§ INSTRUCTIONS TO FOLLOW: Reproduce all the lines exactly as they stand, apart from the pictures.

§ STORED DATA:

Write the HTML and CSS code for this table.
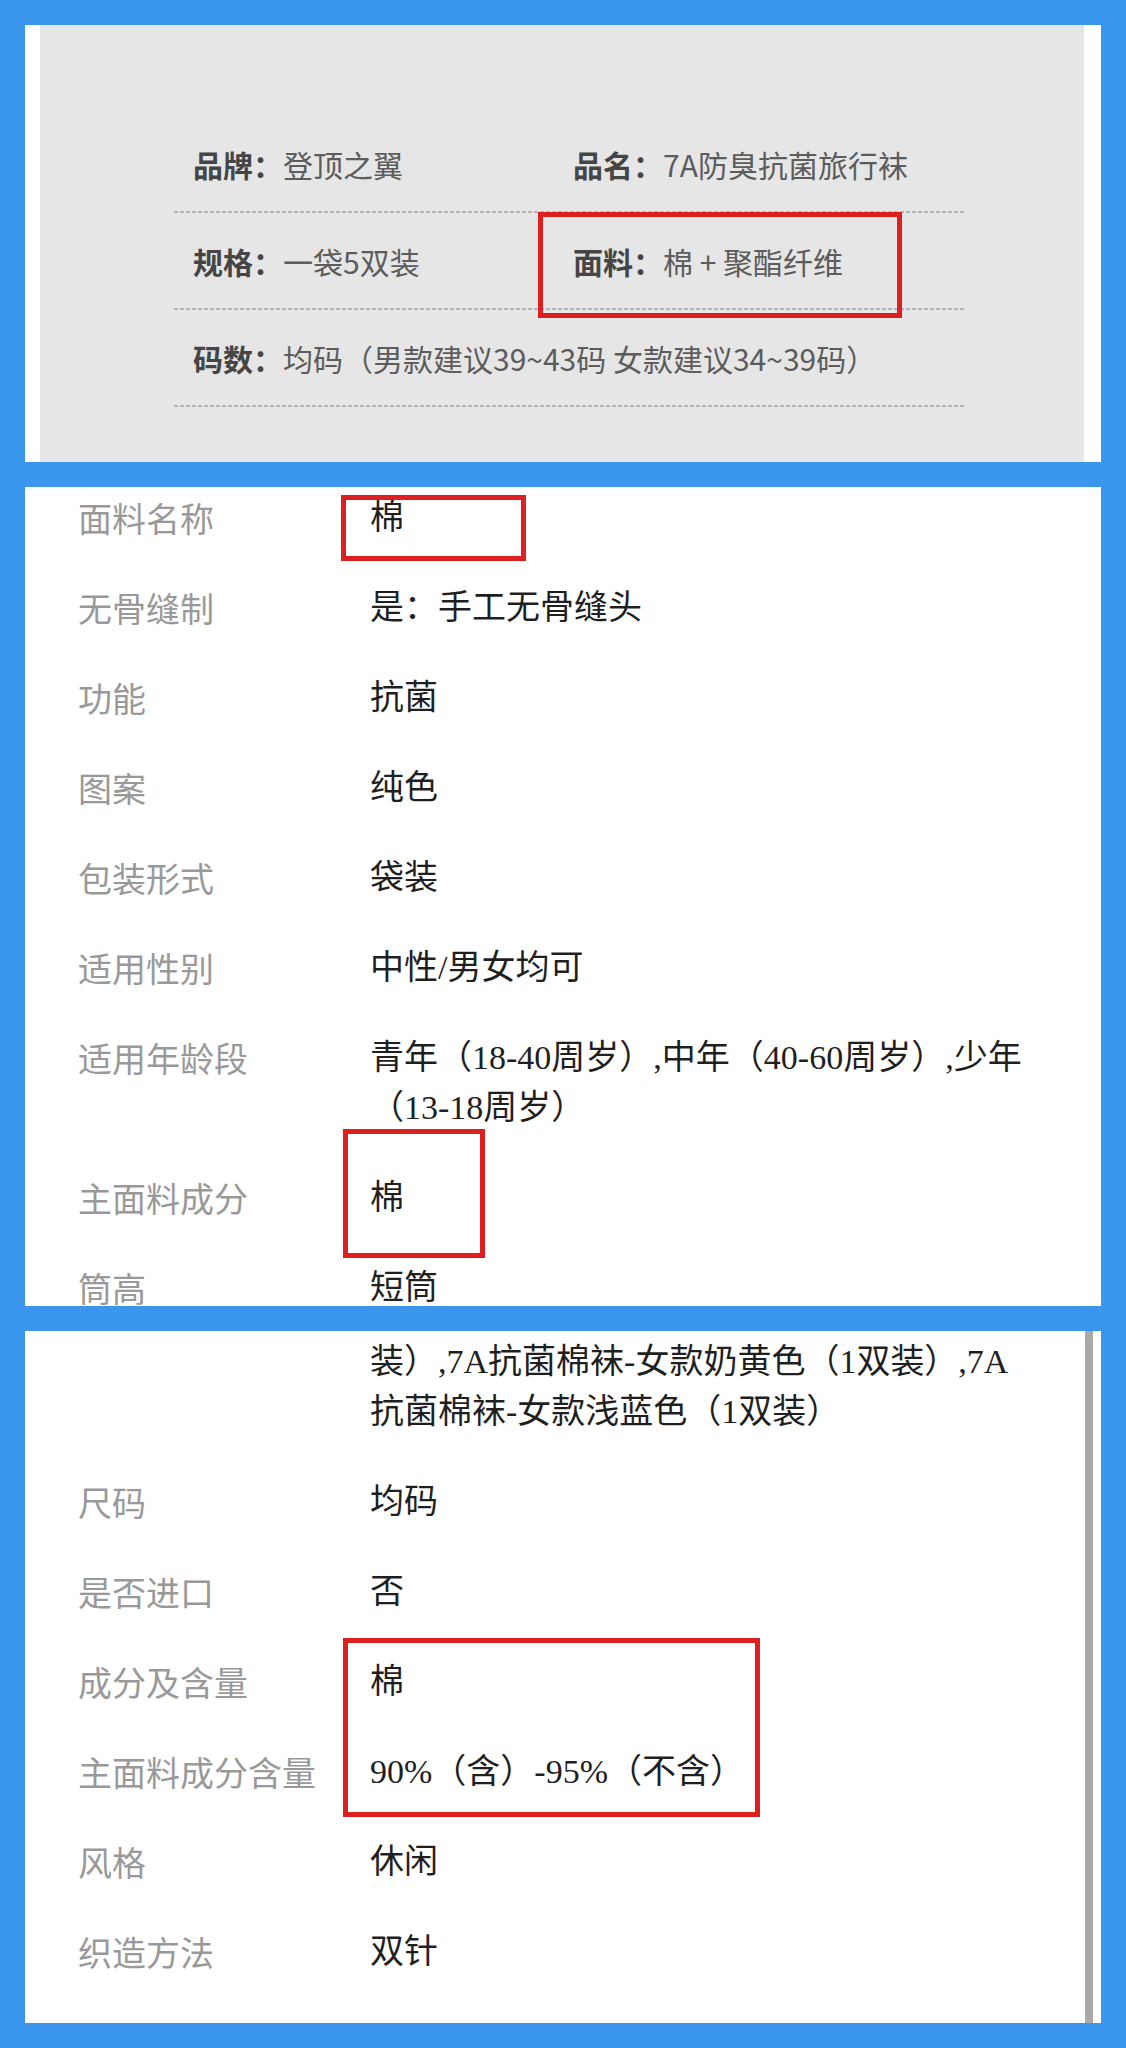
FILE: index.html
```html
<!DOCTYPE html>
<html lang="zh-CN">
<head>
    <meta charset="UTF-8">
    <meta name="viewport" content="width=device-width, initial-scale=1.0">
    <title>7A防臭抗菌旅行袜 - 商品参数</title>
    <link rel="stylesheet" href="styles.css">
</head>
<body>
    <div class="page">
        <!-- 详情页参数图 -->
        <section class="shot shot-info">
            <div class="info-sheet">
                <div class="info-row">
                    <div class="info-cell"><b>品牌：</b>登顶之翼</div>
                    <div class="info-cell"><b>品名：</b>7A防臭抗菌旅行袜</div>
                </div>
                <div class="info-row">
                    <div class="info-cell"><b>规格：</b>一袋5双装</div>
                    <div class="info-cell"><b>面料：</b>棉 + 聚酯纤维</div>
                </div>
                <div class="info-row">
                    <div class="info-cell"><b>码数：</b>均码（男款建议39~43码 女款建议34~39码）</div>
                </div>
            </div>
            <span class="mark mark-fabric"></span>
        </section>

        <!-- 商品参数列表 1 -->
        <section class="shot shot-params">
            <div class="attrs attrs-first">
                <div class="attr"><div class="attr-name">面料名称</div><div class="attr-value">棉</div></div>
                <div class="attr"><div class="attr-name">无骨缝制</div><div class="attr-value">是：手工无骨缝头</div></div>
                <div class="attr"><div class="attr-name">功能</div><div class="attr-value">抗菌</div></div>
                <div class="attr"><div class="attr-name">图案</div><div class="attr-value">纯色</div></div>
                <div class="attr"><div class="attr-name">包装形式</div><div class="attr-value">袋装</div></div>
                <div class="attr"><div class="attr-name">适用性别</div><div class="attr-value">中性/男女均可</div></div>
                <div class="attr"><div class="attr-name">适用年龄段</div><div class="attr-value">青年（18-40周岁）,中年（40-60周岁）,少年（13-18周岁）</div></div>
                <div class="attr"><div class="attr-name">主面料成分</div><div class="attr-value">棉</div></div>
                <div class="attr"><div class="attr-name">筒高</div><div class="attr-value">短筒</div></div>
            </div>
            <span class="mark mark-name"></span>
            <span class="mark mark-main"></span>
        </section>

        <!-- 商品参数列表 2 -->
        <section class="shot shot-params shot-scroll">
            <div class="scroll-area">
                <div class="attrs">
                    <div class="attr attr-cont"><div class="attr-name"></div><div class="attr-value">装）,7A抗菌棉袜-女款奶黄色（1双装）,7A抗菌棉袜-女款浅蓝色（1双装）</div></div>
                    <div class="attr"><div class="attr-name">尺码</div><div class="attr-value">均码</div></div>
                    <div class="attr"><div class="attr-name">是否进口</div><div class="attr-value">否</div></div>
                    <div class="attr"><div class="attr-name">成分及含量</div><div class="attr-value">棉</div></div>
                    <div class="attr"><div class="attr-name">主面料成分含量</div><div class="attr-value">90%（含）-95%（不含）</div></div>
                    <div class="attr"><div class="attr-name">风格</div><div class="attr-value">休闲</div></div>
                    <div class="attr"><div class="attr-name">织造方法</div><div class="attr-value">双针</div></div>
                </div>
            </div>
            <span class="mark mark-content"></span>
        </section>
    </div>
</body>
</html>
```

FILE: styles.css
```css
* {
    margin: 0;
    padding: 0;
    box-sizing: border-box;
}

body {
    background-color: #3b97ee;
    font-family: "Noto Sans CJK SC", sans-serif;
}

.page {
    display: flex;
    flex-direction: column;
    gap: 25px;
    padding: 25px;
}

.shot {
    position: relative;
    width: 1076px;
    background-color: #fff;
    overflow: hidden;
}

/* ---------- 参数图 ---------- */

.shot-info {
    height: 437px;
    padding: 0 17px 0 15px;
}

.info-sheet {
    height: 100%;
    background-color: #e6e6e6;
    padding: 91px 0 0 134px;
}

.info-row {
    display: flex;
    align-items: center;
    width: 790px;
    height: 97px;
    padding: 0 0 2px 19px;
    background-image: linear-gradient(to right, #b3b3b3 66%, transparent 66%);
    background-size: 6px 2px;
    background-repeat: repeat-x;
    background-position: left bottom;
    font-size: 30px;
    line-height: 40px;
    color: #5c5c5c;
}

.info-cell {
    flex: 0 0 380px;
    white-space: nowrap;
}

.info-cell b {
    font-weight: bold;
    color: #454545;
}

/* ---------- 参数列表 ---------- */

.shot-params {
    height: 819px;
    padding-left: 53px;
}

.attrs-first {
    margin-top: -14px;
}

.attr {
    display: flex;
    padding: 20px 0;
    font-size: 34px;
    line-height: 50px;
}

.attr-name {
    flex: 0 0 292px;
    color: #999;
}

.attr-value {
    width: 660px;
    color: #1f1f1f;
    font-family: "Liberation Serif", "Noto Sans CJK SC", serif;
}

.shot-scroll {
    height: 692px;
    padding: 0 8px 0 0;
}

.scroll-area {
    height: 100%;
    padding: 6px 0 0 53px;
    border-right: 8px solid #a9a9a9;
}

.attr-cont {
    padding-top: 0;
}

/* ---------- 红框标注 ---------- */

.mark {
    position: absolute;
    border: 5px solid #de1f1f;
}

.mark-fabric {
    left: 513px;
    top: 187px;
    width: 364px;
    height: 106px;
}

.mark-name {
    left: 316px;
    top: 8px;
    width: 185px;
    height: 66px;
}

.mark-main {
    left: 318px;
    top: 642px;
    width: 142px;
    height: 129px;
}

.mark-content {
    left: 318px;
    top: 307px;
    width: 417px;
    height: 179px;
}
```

§ IN RESPONSE:
Write the HTML and CSS code for this table.
FILE: index.html
```html
<!DOCTYPE html>
<html lang="zh-CN">
<head>
    <meta charset="UTF-8">
    <meta name="viewport" content="width=device-width, initial-scale=1.0">
    <title>7A防臭抗菌旅行袜 - 商品参数</title>
    <link rel="stylesheet" href="styles.css">
</head>
<body>
    <div class="page">
        <!-- 详情页参数图 -->
        <section class="shot shot-info">
            <div class="info-sheet">
                <div class="info-row">
                    <div class="info-cell"><b>品牌：</b>登顶之翼</div>
                    <div class="info-cell"><b>品名：</b>7A防臭抗菌旅行袜</div>
                </div>
                <div class="info-row">
                    <div class="info-cell"><b>规格：</b>一袋5双装</div>
                    <div class="info-cell"><b>面料：</b>棉 + 聚酯纤维</div>
                </div>
                <div class="info-row">
                    <div class="info-cell"><b>码数：</b>均码（男款建议39~43码 女款建议34~39码）</div>
                </div>
            </div>
            <span class="mark mark-fabric"></span>
        </section>

        <!-- 商品参数列表 1 -->
        <section class="shot shot-params">
            <div class="attrs attrs-first">
                <div class="attr"><div class="attr-name">面料名称</div><div class="attr-value">棉</div></div>
                <div class="attr"><div class="attr-name">无骨缝制</div><div class="attr-value">是：手工无骨缝头</div></div>
                <div class="attr"><div class="attr-name">功能</div><div class="attr-value">抗菌</div></div>
                <div class="attr"><div class="attr-name">图案</div><div class="attr-value">纯色</div></div>
                <div class="attr"><div class="attr-name">包装形式</div><div class="attr-value">袋装</div></div>
                <div class="attr"><div class="attr-name">适用性别</div><div class="attr-value">中性/男女均可</div></div>
                <div class="attr"><div class="attr-name">适用年龄段</div><div class="attr-value">青年（18-40周岁）,中年（40-60周岁）,少年（13-18周岁）</div></div>
                <div class="attr"><div class="attr-name">主面料成分</div><div class="attr-value">棉</div></div>
                <div class="attr"><div class="attr-name">筒高</div><div class="attr-value">短筒</div></div>
            </div>
            <span class="mark mark-name"></span>
            <span class="mark mark-main"></span>
        </section>

        <!-- 商品参数列表 2 -->
        <section class="shot shot-params shot-scroll">
            <div class="scroll-area">
                <div class="attrs">
                    <div class="attr attr-cont"><div class="attr-name"></div><div class="attr-value">装）,7A抗菌棉袜-女款奶黄色（1双装）,7A抗菌棉袜-女款浅蓝色（1双装）</div></div>
                    <div class="attr"><div class="attr-name">尺码</div><div class="attr-value">均码</div></div>
                    <div class="attr"><div class="attr-name">是否进口</div><div class="attr-value">否</div></div>
                    <div class="attr"><div class="attr-name">成分及含量</div><div class="attr-value">棉</div></div>
                    <div class="attr"><div class="attr-name">主面料成分含量</div><div class="attr-value">90%（含）-95%（不含）</div></div>
                    <div class="attr"><div class="attr-name">风格</div><div class="attr-value">休闲</div></div>
                    <div class="attr"><div class="attr-name">织造方法</div><div class="attr-value">双针</div></div>
                </div>
            </div>
            <span class="mark mark-content"></span>
        </section>
    </div>
</body>
</html>
```

FILE: styles.css
```css
* {
    margin: 0;
    padding: 0;
    box-sizing: border-box;
}

body {
    background-color: #3b97ee;
    font-family: "Noto Sans CJK SC", sans-serif;
}

.page {
    display: flex;
    flex-direction: column;
    gap: 25px;
    padding: 25px;
}

.shot {
    position: relative;
    width: 1076px;
    background-color: #fff;
    overflow: hidden;
}

/* ---------- 参数图 ---------- */

.shot-info {
    height: 437px;
    padding: 0 17px 0 15px;
}

.info-sheet {
    height: 100%;
    background-color: #e6e6e6;
    padding: 91px 0 0 134px;
}

.info-row {
    display: flex;
    align-items: center;
    width: 790px;
    height: 97px;
    padding: 0 0 2px 19px;
    background-image: linear-gradient(to right, #b3b3b3 66%, transparent 66%);
    background-size: 6px 2px;
    background-repeat: repeat-x;
    background-position: left bottom;
    font-size: 30px;
    line-height: 40px;
    color: #5c5c5c;
}

.info-cell {
    flex: 0 0 380px;
    white-space: nowrap;
}

.info-cell b {
    font-weight: bold;
    color: #454545;
}

/* ---------- 参数列表 ---------- */

.shot-params {
    height: 819px;
    padding-left: 53px;
}

.attrs-first {
    margin-top: -14px;
}

.attr {
    display: flex;
    padding: 20px 0;
    font-size: 34px;
    line-height: 50px;
}

.attr-name {
    flex: 0 0 292px;
    color: #999;
}

.attr-value {
    width: 660px;
    color: #1f1f1f;
    font-family: "Liberation Serif", "Noto Sans CJK SC", serif;
}

.shot-scroll {
    height: 692px;
    padding: 0 8px 0 0;
}

.scroll-area {
    height: 100%;
    padding: 6px 0 0 53px;
    border-right: 8px solid #a9a9a9;
}

.attr-cont {
    padding-top: 0;
}

/* ---------- 红框标注 ---------- */

.mark {
    position: absolute;
    border: 5px solid #de1f1f;
}

.mark-fabric {
    left: 513px;
    top: 187px;
    width: 364px;
    height: 106px;
}

.mark-name {
    left: 316px;
    top: 8px;
    width: 185px;
    height: 66px;
}

.mark-main {
    left: 318px;
    top: 642px;
    width: 142px;
    height: 129px;
}

.mark-content {
    left: 318px;
    top: 307px;
    width: 417px;
    height: 179px;
}
```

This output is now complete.